Совсем другое дело, когда главный творец и его ученики собираются под одной крышей, чтобы надолго остаться вместе. Вырастает дом, вырастают ученики. Складывается одинаковый для всех принцип, стратегия творчества.

В КБ Швецова эту стратегию уподобили штурму многоэтажного здания. Солдаты поднимаются вверх и распространяются по этажу, еще выше — и опять по всему этажу. Так удается охватить все здание. Только так можно подчинить себе большую идею.

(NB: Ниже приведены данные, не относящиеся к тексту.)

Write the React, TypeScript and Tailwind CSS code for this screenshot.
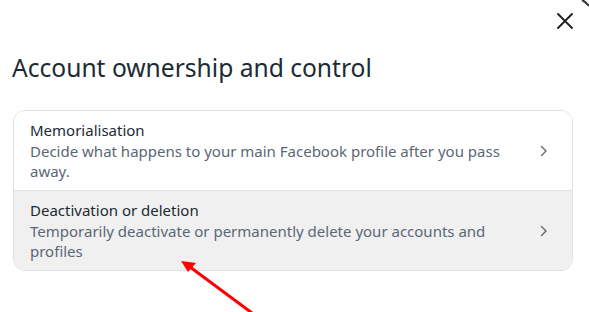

И подобно тому, как немыслим без разделения ратный труд штурмующих, невозможен плодотворный труд конструкторского коллектива, если в нем не заложена правильная структура.

Аркадий Дмитриевич понял это сразу. В своем немногочисленном коллективе он создал такие подразделения, как конструкторские бригады, ведущие по узлу, ведущие по двигателю. Несколько позднее, когда КБ пополнилось специалистами, главный выделил перспективную группу. Ее освободили от текущих дел, поручив шлифовать замыслы будущих проектов.

В тридцатые годы специализация только-только получила права гражданства. Поэтому структуру, предложенную Швецовым, можно считать прозрением будущего.

Это была самая настоящая, не заочная, школа. Но главный не любил громких фраз и никогда не употреблял этого слова.

Уже год, как на заводе идет конвейерная сборка моторов. Воплощена идея Орджоникидзе — исчезли последние признаки кустарщины.

Тогда, в день пуска конвейера, Побережский произнес зажигательную речь во славу социалистической индустрии. Он не преминул бы отметить годовщину этого события — юбилеи, праздники всегда были его слабостью. Но Побережского больше нет на заводе, его имя вычеркнуто из списков моторостроителей.

На исходе зимы 1938 года, ясным днем, предвещавшим оттепель, люди растерянно спрашивали друг у друга: «Слышали?»

В этом вопросе была надежда услышать что-то успокаивающее, могущее рассеять тревогу.